Et loin d'affirmer stupidement, que l'on consomme trop avec de la dette, et qu'il faudra rembourser en travaillant davantage, le raisonnement non additif, nous fait penser que probablement les richesses produites - et invendables faute de dettes nouvelles - n'ont pas donné lieu à une distribution de revenu suffisante, une distribution en quantité et en qualité telle, que l'offre globale à l'échelle de la planète, soit assurée de rencontrer une demande globale qui lui soit égale.
Effectivement, la production chinoise est beaucoup trop importante par rapport à des débouchés muselés par des salaires trop faibles. Et effectivement les revenus salariaux américains sont bloqués par la concurrence asiatique. C'est donc la configuration, de la mondialisation - c'est à dire ses caractéristiques -qui empêche la demande globale de se hisser au niveau de l'offre. Sans doute pourrions- nous dire qu'à la faiblesse des salaires, doit correspondre des profits élevés et des revenus de la propriété très élevés. Mais, l'épargne qui en est la contrepartie, se transforme plus facilement dans le champs de l' investissement spéculatif que dans celui de la réalité économique. Toutes choses concrètement vérifiées tant leur visibilité est énorme.

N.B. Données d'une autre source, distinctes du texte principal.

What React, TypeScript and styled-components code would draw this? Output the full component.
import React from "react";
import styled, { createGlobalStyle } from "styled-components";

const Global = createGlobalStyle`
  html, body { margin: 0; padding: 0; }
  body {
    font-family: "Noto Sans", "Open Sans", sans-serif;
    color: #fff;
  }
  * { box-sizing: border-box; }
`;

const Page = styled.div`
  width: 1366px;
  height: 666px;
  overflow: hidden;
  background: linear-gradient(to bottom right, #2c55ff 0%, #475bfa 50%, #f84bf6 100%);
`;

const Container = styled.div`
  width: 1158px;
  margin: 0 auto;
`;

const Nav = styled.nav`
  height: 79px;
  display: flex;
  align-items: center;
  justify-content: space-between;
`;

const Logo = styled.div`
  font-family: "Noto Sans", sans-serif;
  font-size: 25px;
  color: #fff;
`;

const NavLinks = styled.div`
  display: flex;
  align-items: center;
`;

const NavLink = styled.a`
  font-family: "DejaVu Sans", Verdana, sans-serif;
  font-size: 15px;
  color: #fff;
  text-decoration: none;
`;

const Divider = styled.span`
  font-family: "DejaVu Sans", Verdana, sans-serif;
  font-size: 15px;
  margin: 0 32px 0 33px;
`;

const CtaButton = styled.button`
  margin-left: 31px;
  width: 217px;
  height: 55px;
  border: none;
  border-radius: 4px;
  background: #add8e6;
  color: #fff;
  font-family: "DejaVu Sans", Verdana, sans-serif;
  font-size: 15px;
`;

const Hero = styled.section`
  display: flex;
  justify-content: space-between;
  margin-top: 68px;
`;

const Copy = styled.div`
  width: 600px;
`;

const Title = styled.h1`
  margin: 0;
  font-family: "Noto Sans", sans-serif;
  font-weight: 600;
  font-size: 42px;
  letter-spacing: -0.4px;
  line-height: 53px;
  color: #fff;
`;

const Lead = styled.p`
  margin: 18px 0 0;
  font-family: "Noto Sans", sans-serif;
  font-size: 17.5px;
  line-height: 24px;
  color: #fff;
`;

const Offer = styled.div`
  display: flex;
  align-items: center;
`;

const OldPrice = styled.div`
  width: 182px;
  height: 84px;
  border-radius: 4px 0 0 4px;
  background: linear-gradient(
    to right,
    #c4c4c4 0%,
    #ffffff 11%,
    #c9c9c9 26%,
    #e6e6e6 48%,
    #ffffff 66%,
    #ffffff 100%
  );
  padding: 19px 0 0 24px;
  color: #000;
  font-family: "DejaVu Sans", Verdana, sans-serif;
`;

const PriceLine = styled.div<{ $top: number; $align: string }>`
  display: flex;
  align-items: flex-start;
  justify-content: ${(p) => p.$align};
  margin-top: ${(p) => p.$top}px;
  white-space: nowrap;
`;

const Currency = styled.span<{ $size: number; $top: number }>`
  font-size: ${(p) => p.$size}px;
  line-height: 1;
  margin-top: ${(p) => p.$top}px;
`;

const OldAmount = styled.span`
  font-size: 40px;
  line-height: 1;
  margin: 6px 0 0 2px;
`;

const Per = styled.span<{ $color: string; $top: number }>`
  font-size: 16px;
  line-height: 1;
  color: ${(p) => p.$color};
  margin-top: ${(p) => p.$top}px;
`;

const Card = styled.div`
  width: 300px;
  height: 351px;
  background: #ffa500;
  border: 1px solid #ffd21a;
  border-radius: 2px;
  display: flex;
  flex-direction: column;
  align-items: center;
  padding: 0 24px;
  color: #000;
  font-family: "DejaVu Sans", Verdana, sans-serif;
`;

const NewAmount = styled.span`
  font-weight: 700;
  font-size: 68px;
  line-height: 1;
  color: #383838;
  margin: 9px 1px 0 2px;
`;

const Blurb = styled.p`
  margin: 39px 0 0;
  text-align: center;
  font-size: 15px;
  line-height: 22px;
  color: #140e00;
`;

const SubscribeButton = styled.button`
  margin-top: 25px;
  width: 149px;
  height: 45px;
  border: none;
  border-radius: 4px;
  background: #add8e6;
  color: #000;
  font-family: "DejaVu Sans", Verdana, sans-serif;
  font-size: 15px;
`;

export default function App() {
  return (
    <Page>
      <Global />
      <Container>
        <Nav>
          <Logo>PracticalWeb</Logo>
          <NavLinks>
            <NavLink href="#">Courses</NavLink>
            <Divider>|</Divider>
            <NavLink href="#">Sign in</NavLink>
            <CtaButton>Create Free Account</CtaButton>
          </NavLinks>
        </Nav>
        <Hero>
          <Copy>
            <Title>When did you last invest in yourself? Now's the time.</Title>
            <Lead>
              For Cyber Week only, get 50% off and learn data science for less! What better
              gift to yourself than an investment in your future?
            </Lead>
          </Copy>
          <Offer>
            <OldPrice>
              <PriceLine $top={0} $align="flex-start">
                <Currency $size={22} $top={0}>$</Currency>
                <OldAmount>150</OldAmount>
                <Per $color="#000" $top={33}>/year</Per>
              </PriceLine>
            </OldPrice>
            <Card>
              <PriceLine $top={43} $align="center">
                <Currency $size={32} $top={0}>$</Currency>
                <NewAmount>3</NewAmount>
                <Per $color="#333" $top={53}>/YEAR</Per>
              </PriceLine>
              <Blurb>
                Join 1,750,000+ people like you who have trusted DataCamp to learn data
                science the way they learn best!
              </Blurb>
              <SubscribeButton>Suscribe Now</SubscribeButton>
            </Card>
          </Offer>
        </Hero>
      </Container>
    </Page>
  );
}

De cette première erreur découle bien sûr toute la fausseté du raisonnement. Si les prémisses du raisonnement sont fausses, alors il en est de même des conclusions.

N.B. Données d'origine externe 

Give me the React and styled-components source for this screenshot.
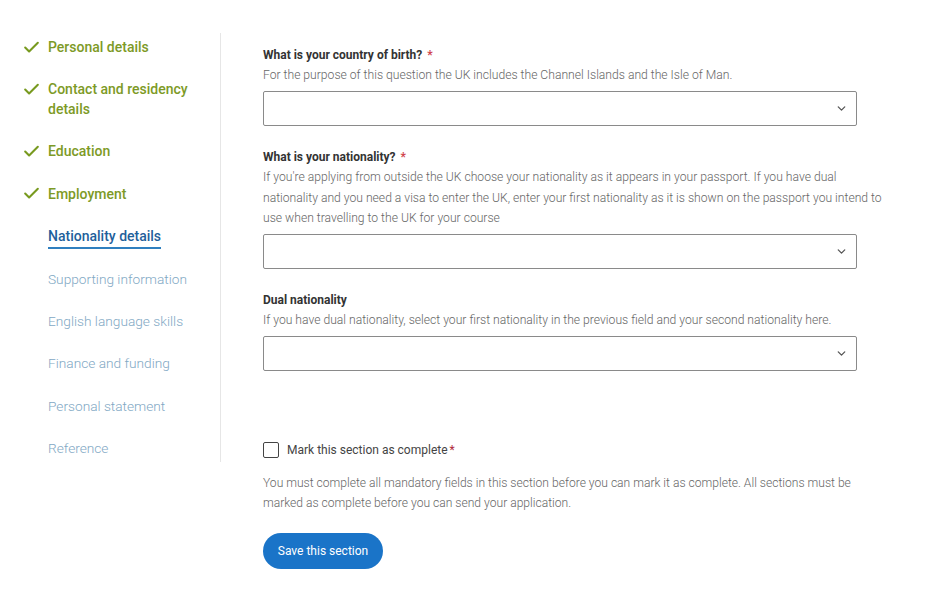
import styled, { createGlobalStyle } from "styled-components"
import { Check, ChevronDown } from "lucide-react"

const GlobalStyle = createGlobalStyle`
  body {
    margin: 0;
    background: #fff;
    font-family: Roboto, "Liberation Sans", sans-serif;
  }
`

const steps = [
  { label: "Personal details", state: "done" },
  { label: ["Contact and residency", "details"], state: "done" },
  { label: "Education", state: "done" },
  { label: "Employment", state: "done" },
  { label: "Nationality details", state: "active" },
  { label: "Supporting information", state: "todo" },
  { label: "English language skills", state: "todo" },
  { label: "Finance and funding", state: "todo" },
  { label: "Personal statement", state: "todo" },
  { label: "Reference", state: "todo" },
]

const fields = [
  {
    label: "What is your country of birth?",
    required: true,
    help: ["For the purpose of this question the UK includes the Channel Islands and the Isle of Man."],
  },
  {
    label: "What is your nationality?",
    required: true,
    help: [
      "If you're applying from outside the UK choose your nationality as it appears in your passport. If you have dual",
      "nationality and you need a visa to enter the UK, enter your first nationality as it is shown on the passport you intend to",
      "use when travelling to the UK for your course",
    ],
  },
  {
    label: "Dual nationality",
    required: false,
    help: ["If you have dual nationality, select your first nationality in the previous field and your second nationality here."],
  },
]

function App() {
  return (
    <>
      <GlobalStyle />
      <StPage>
        <StNav>
          {steps.map((step) => (
            <StStep key={Array.isArray(step.label) ? step.label[0] : step.label}>
              <StTick>
                {step.state === "done" && <Check size={19} strokeWidth={2.6} color="#789a1f" />}
              </StTick>
              <StStepText $state={step.state}>
                {Array.isArray(step.label)
                  ? step.label.map((l) => <div key={l}>{l}</div>)
                  : step.label}
              </StStepText>
            </StStep>
          ))}
        </StNav>

        <StMain>
          {fields.map((f) => (
            <StField key={f.label}>
              <StLabel>
                {f.label}
                {f.required && <StStar>*</StStar>}
              </StLabel>
              <StHelp>
                {f.help.map((line) => <div key={line}>{line}</div>)}
              </StHelp>
              <StSelect>
                <ChevronDown size={13} strokeWidth={2.4} color="#555" />
              </StSelect>
            </StField>
          ))}

          <StComplete>
            <StBox />
            <StCheckLabel>
              Mark this section as complete<StCheckStar>*</StCheckStar>
            </StCheckLabel>
          </StComplete>
          <StNote>
            <div>You must complete all mandatory fields in this section before you can mark it as complete. All sections must be</div>
            <div>marked as complete before you can send your application.</div>
          </StNote>
          <StButton>Save this section</StButton>
        </StMain>
      </StPage>
    </>
  )
}

const StPage = styled.div`
display: flex;
align-items: flex-start;
padding-top: 33px;
`

const StNav = styled.nav`
width: 221px;
box-sizing: border-box;
border-right: 1px solid #e6e6e6;
padding: 4px 0 4px 22px;
display: flex;
flex-direction: column;
gap: 22.2px;
`

const StStep = styled.div`
display: flex;
align-items: flex-start;
`

const StTick = styled.div`
width: 26px;
height: 20px;
display: flex;
align-items: center;
`

const StStepText = styled.div`
font-size: 14px;
line-height: 20px;
${({ $state }) => $state === "done" && `
  color: #7d9a26;
  font-weight: 500;
`}
${({ $state }) => $state === "active" && `
  color: #1f5f9b;
  font-weight: 500;
  border-bottom: 2px solid #2f7fbf;
  line-height: 20px;
  padding-bottom: 1px;
  margin-bottom: -2px;
`}
${({ $state }) => $state === "todo" && `
  color: #7fa8c4;
  font-weight: 300;
  font-size: 13.7px;
`}
`

const StMain = styled.main`
margin-left: 42px;
padding-top: 13px;
width: 640px;
display: flex;
flex-direction: column;
`

const StField = styled.div`
display: flex;
flex-direction: column;
margin-bottom: 22px;
`

const StLabel = styled.div`
font-size: 12px;
line-height: 18px;
font-weight: 700;
color: #333;
`

const StStar = styled.span`
color: #d0454c;
margin-left: 5px;
`

const StHelp = styled.div`
font-size: 12.15px;
line-height: 20.5px;
font-weight: 300;
color: #666;
margin-top: 1px;
`

const StSelect = styled.div`
width: 594px;
height: 35px;
box-sizing: border-box;
margin-top: 5.5px;
border: 1px solid #8a8a8a;
border-radius: 2px;
display: flex;
align-items: center;
justify-content: flex-end;
padding-right: 8px;
`

const StComplete = styled.label`
display: flex;
align-items: center;
gap: 8px;
margin-top: 49px;
`

const StBox = styled.span`
width: 16px;
height: 16px;
box-sizing: border-box;
border: 1.5px solid #444;
border-radius: 2px;
`

const StCheckLabel = styled.span`
font-size: 12px;
color: #444;
`

const StCheckStar = styled.span`
color: #b0283a;
margin-left: 2px;
`

const StNote = styled.div`
font-size: 12.1px;
line-height: 20px;
font-weight: 300;
color: #666;
margin-top: 15px;
`

const StButton = styled.button`
align-self: flex-start;
margin-top: 20px;
width: 120px;
height: 36px;
border: none;
border-radius: 18px;
background: #1a74c8;
color: #fff;
font-family: Roboto, "Liberation Sans", sans-serif;
font-size: 12px;
font-weight: 400;
cursor: pointer;
`

export default App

Ainsi, la dette n'est pas vraiment un fardeau pour les générations futures. L'avenir serait autrement bouché si la dette n'existait pas: déjà trop faible, l'investissement n'existerait plus, si la tendance générale à la surproduction, devait se concrétiser matériellement en l'absence de toute opération de crédit supplémentaire aux particuliers et aux Etats.
Et, surtout, la croissance future serait bien plus lourdement handicapée dans un contexte où l'investissement ( en l'absence de besoins d'amortissement et de simple remplacement, eu égard à la surproduction généralisée de marchandises) serait limité à celui entrainé par l'innovation. La dette privée et publique croissante, n'est ainsi que le prix à payer de l'actuelle configuration de la mondialisation.
Son avenir est ainsi tout tracé sur une courbe croissante, courbe qui ne peut rester telle que par le recours à la monétisation. Chemin que semble parcourir les grandes banques centrales du monde, amenées à connaître une véritable rupture épistémologique. A moins d'une mise en cause réelle des caractéristiques de la présente mondialistion, et en particulier la construction d'écluses permettant - et imposant- à tous les Etats acteurs de la mondialisation, l'équilbre de toutes les balances extérieures.
Le caractère grossièrement erroné de raisonnements, qu'on ne cesse de rabacher partout dans les médias, et qu'on reprend au niveau de toutes les conversations, est bien sûr un blocage dans la prise de conscience et le dépassement de la grande crise. Blocage qui profite tout aussi certainement aux bénéficiaires de l'actuelle mondialisation. Il est néanmoins assez difficile à contester, tant il est vrai que chacun effectue le raisonnement au simple niveau individuel. Chacun, journaliste, citoyen, voire économiste - mais là les choses deviennent plus graves- raisonne dans le cadre de ce qui ,savamment, correspond à la question des choix intertemporels: oui si on consomme davantage que ce que l'on gagne, alors l'avenir est effectivement sombre. Mais comment expliquer simplement que le global n'est pas l'addition des singuliers?